One day, Safa Salih may own a construction engineering firm or a fashion design company. Her talents and interests are as diverse as her background.
Salih, an Academic Transfer student at Southeast Community College, is the recipient of the Learn to Dream Achiever Award for the 2011 Fall Quarter.
"I'm so thankful for the Learn to Dream program," said Salih, 22. "It has provided me the right step to finish my education. I'm very happy to have the money to go to college."
The award is presented to an SCC student on the Learn to Dream Scholarship who has completed at least two successful quarters of classes at the College and who has demonstrated personal improvement and achievement.
Salih, a 2011 graduate of Lincoln High School, learned about the scholarship from a guidance counselor.
"There are so many people who can't pay for college and don't know about the Learn to Dream Scholarship," she said. "I wish that everyone who wants to finish college knew about this scholarship."
Initially the Learn to Dream Scholarship was a partnership between Lincoln's private and public high schools, SCC, and generous funding from Nelnet and Union Bank & Trust. The first of its kind in Nebraska, Learn to Dream pays for tuition and fees up to 45 quarter credits at SCC for qualified students. Since its inception the scholarship program has expanded to include all graduating high school seniors in SCC's 15-county district who qualify for a free or reduced-price lunch. Benefactors within school districts outside Lincoln provide funding for those students.
Salih's story is one of anxiety, perseverance and contentment.
She was born in Baghdad, Iraq, and lived her formative years while the Iraq War was raging all around her and her family: mother, father and two brothers. By the time Salih completed her junior year of high school, it had become too dangerous to remain in Baghdad, so the family crossed the border into Syria.
But danger remained close by.
"I did not get a (high school) diploma in Syria because we could not provide transcripts from my school in Baghdad," she said. "Plus, in Syria I had to pay money to go to high school because I was Iraqi."
Her father, Jamal Salih, was kidnapped upon returning to Iraq to retrieve his children's transcripts. "They wanted money for my dad, but we didn't have any to give," she said. Her father was in the jewelry business.

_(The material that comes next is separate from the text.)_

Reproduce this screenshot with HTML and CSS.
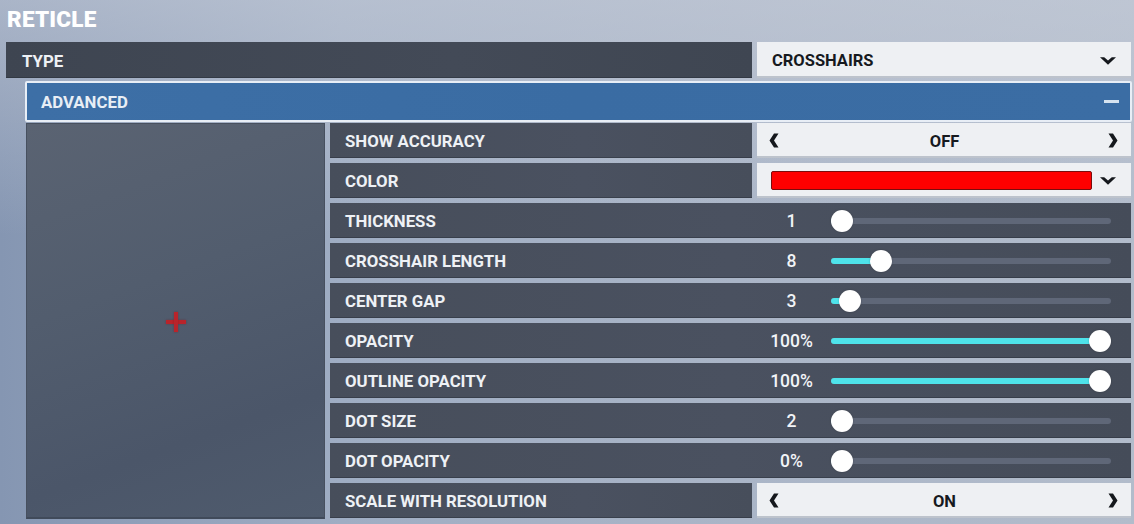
FILE: index.html
```html
<!DOCTYPE html>
<html lang="en">
<head>
<meta charset="utf-8">
<title>Reticle</title>
<link rel="stylesheet" href="styles.css">
</head>
<body>
<div class="page">
  <h1 class="title">RETICLE</h1>

  <div class="row type-row">
    <div class="label">TYPE</div>
    <div class="select dropdown">
      <span class="select-text">CROSSHAIRS</span>
      <svg class="chev" width="16" height="8" viewBox="0 0 16 8"><polygon points="0,0.3 4.2,0.3 8,3.4 11.8,0.3 16,0.3 8,7.7" fill="#15181d"/></svg>
    </div>
  </div>

  <section class="advanced">
    <header class="adv-head">
      <span>ADVANCED</span>
      <span class="minus"></span>
    </header>

    <div class="adv-body">
      <div class="preview">
        <div class="reticle">
          <span class="arm h"></span>
          <span class="arm v"></span>
        </div>
      </div>

      <div class="settings">
        <div class="row">
          <div class="label">SHOW ACCURACY</div>
          <div class="select toggle">
            <svg class="arrow" width="10" height="15" viewBox="0 0 10 15"><polygon points="9.5,0.5 5,7.5 9.5,14.5 5,14.5 0.5,7.5 5,0.5" fill="#15181d"/></svg>
            <span class="select-text center">OFF</span>
            <svg class="arrow" width="10" height="15" viewBox="0 0 10 15"><polygon points="0.5,0.5 5,7.5 0.5,14.5 5,14.5 9.5,7.5 5,0.5" fill="#15181d"/></svg>
          </div>
        </div>

        <div class="row">
          <div class="label">COLOR</div>
          <div class="select dropdown">
            <span class="swatch"></span>
            <svg class="chev" width="16" height="8" viewBox="0 0 16 8"><polygon points="0,0.3 4.2,0.3 8,3.4 11.8,0.3 16,0.3 8,7.7" fill="#15181d"/></svg>
          </div>
        </div>

        <div class="row slider-row">
          <div class="label">THICKNESS</div>
          <div class="value">1</div>
          <div class="track"><div class="fill" style="--p:0"></div><div class="knob" style="--p:0"></div></div>
        </div>

        <div class="row slider-row">
          <div class="label">CROSSHAIR LENGTH</div>
          <div class="value">8</div>
          <div class="track"><div class="fill" style="--p:0.15"></div><div class="knob" style="--p:0.15"></div></div>
        </div>

        <div class="row slider-row">
          <div class="label">CENTER GAP</div>
          <div class="value">3</div>
          <div class="track"><div class="fill" style="--p:0.03"></div><div class="knob" style="--p:0.03"></div></div>
        </div>

        <div class="row slider-row">
          <div class="label">OPACITY</div>
          <div class="value">100%</div>
          <div class="track"><div class="fill" style="--p:1"></div><div class="knob" style="--p:1"></div></div>
        </div>

        <div class="row slider-row">
          <div class="label">OUTLINE OPACITY</div>
          <div class="value">100%</div>
          <div class="track"><div class="fill" style="--p:1"></div><div class="knob" style="--p:1"></div></div>
        </div>

        <div class="row slider-row">
          <div class="label">DOT SIZE</div>
          <div class="value">2</div>
          <div class="track"><div class="fill" style="--p:0"></div><div class="knob" style="--p:0"></div></div>
        </div>

        <div class="row slider-row">
          <div class="label">DOT OPACITY</div>
          <div class="value">0%</div>
          <div class="track"><div class="fill" style="--p:0"></div><div class="knob" style="--p:0"></div></div>
        </div>

        <div class="row">
          <div class="label">SCALE WITH RESOLUTION</div>
          <div class="select toggle">
            <svg class="arrow" width="10" height="15" viewBox="0 0 10 15"><polygon points="9.5,0.5 5,7.5 9.5,14.5 5,14.5 0.5,7.5 5,0.5" fill="#15181d"/></svg>
            <span class="select-text center">ON</span>
            <svg class="arrow" width="10" height="15" viewBox="0 0 10 15"><polygon points="0.5,0.5 5,7.5 0.5,14.5 5,14.5 9.5,7.5 5,0.5" fill="#15181d"/></svg>
          </div>
        </div>
      </div>
    </div>
  </section>
</div>
</body>
</html>
```

FILE: styles.css
```css
* { box-sizing: border-box; }

html, body {
  margin: 0;
  height: 100%;
}

body {
  width: 1134px;
  height: 524px;
  overflow: hidden;
  font-family: Roboto, "Liberation Sans", sans-serif;
  font-weight: 700;
  color: #eef1f5;
  background:
    linear-gradient(180deg, rgba(200, 206, 218, 0.55) 0%, rgba(200, 206, 218, 0) 45%),
    linear-gradient(90deg, #8596b2 0%, #9fadc3 30%, #aab5c7 65%, #b2bccb 100%);
}

.page {
  padding: 0 2px 0 6px;
}

.title {
  margin: 0;
  height: 42px;
  padding: 7px 0 0 1px;
  font-size: 22.5px;
  line-height: 24px;
  font-weight: 900;
  color: #ffffff;
  letter-spacing: 0.2px;
}

/* generic row: dark label + light control */
.row {
  display: flex;
  gap: 5px;
  height: 35px;
}

.label {
  flex: 0 0 auto;
  display: flex;
  align-items: center;
  padding: 1px 0 0 15px;
  background: linear-gradient(90deg, #474e5b, #4a5160 60%, #474e5b);
  box-shadow: inset 0 -1px 0 rgba(30, 34, 42, 0.35);
  font-size: 16.8px;
  color: #eef1f5;
  white-space: nowrap;
}

.type-row {
  height: 36px;
}
.type-row .label {
  width: 746px;
  padding-left: 16px;
  background: linear-gradient(90deg, #3e4551, #434a57 60%, #3f4652);
}

.select {
  flex: 0 0 374px;
  display: flex;
  align-items: center;
  background: #eef0f3;
  box-shadow: inset 0 -2px 0 rgba(150, 158, 172, 0.55);
  color: #16191e;
  font-size: 16.5px;
  padding-top: 1px;
}

.dropdown {
  padding-left: 15px;
  padding-right: 15px;
  justify-content: space-between;
}

.toggle {
  padding-left: 12px;
  padding-right: 13px;
  justify-content: space-between;
}

.select-text.center {
  flex: 1;
  text-align: center;
  padding-left: 2px;
}

.chev { display: block; }
.arrow { display: block; margin-top: -1px; }

.swatch {
  width: 321px;
  height: 19px;
  margin-left: -1px;
  margin-top: -1px;
  background: #ff0000;
  border: 1px solid #7a0d0d;
  border-radius: 2px;
}

/* advanced panel */
.advanced {
  margin: 3px 0 0 19px;
}

.adv-head {
  height: 41px;
  display: flex;
  align-items: center;
  justify-content: space-between;
  padding: 1px 11px 0 14px;
  background: linear-gradient(90deg, #3d6fa6, #3a6ca3 50%, #3b6da4);
  border: 2px solid #e8eef6;
  border-radius: 2px;
  font-size: 16.8px;
  color: #e8eef5;
}

.minus {
  width: 15px;
  height: 3px;
  margin-top: -1px;
  background: #d6e3f0;
}

.adv-body {
  display: flex;
  gap: 5px;
  margin-top: 1px;
  padding-left: 1px;
}

.preview {
  flex: 0 0 299px;
  height: 396px;
  display: flex;
  align-items: center;
  justify-content: center;
  background: linear-gradient(160deg, #5a6372 0%, #525d6e 40%, #4b5669 75%, #4f5b6d 100%);
  border: 1px solid #47505f;
  border-bottom: 2px solid #404a5a;
}

.reticle {
  position: relative;
  width: 20px;
  height: 20px;
  margin: 2px 0 0 1px;
  filter: blur(0.7px);
}

.arm {
  position: absolute;
  background: #b8242b;
  box-shadow: 0 0 2px rgba(120, 20, 30, 0.6);
}
.arm.h { left: 0; top: 8px; width: 20px; height: 4px; }
.arm.v { left: 8px; top: 0; width: 4px; height: 20px; }

.settings {
  flex: 0 0 801px;
  display: flex;
  flex-direction: column;
  gap: 5px;
}

.settings .row > .label {
  width: 422px;
}

/* slider rows span the full width in a single bar */
.slider-row {
  gap: 0;
  background: linear-gradient(90deg, #474e5b, #4a5160 50%, #454c59);
  box-shadow: inset 0 -1px 0 rgba(30, 34, 42, 0.35);
}
.slider-row .label {
  background: none;
  box-shadow: none;
}

.value {
  width: 79px;
  display: flex;
  align-items: center;
  justify-content: center;
  padding-top: 1px;
  font-size: 17.5px;
  font-weight: 500;
  color: #f2f4f7;
}

.track {
  position: relative;
  width: 280px;
  height: 6px;
  margin-top: 15px;
  border-radius: 3px;
  background: #5f6778;
}

.fill {
  position: absolute;
  left: 0;
  top: 0;
  height: 6px;
  border-radius: 3px;
  background: #4ee3ea;
  width: calc(11px + var(--p) * 258px);
}

.knob {
  position: absolute;
  top: -8px;
  left: calc(var(--p) * 258px);
  width: 22px;
  height: 22px;
  border-radius: 50%;
  background: #ffffff;
  box-shadow: 0 0 2px rgba(0, 0, 0, 0.25);
}
```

Safa said her father was tortured during his four years in captivity, which ended in 2010 after Safa's grandfather sold his house and paid the ransom.
"We don't know who his captors are," Safa said. "They broke his nose, and he can't hear out of his right ear. He always has headaches. We couldn't believe he was alive."
Younger brother Humam Salih also was kidnapped and held for about five hours.
"We paid a lot of money to get him back," Safa said.
Safa, her mother Kamelah Jassem and Humam arrived in Lincoln in June 2009. Older brother Naser Salih attends college in the Ukraine. He's studying to become an engineer.
Safa said the United Nations and Catholic Social Services helped her and her family, classified as Iraq refugees, get to the United States. Her father joined the family in Lincoln last July.
She enrolled at SCC last summer and spent her first two quarters taking classes in English and math. She's currently taking American History, trigonometry and composition II. She plans to graduate from SCC in summer 2013.
After SCC, Safa plans to attend either the University of Nebraska-Lincoln or the University of Nebraska-Omaha to study engineering. She hopes to pursue a master's degree as well.
"I love to draw and design," said Safa, who is just as comfortable designing buildings as she is clothing. She has designed and sewn more than a dozen dresses and tops, including the dress she wore to prom last spring.
"I'm creative, and I like to share my ideas," she said. "I'd like to see my buildings someday in Nebraska."
Safa holds a work-study job in SCC's Child Development Center on the Lincoln Campus. She said the Learn to Dream Scholarship helped ease the burden placed on her mother who, despite being a psychologist, works two jobs that pay minimum wage to support the family. Her mother's skills did not transfer to the U.S. Her father holds a degree in engineering, but he is disabled and can't work.
Safa said she feels comfortable in Lincoln and is getting used to the American way of life.
"I like America very much," she said. "I like everything. People are very nice and friendly. Nobody makes you feel strange."
Although she misses her grandparents and other family members who remain in Iraq, Safa said she does not miss the places of Baghdad. She eventually plans to become a U.S. citizen.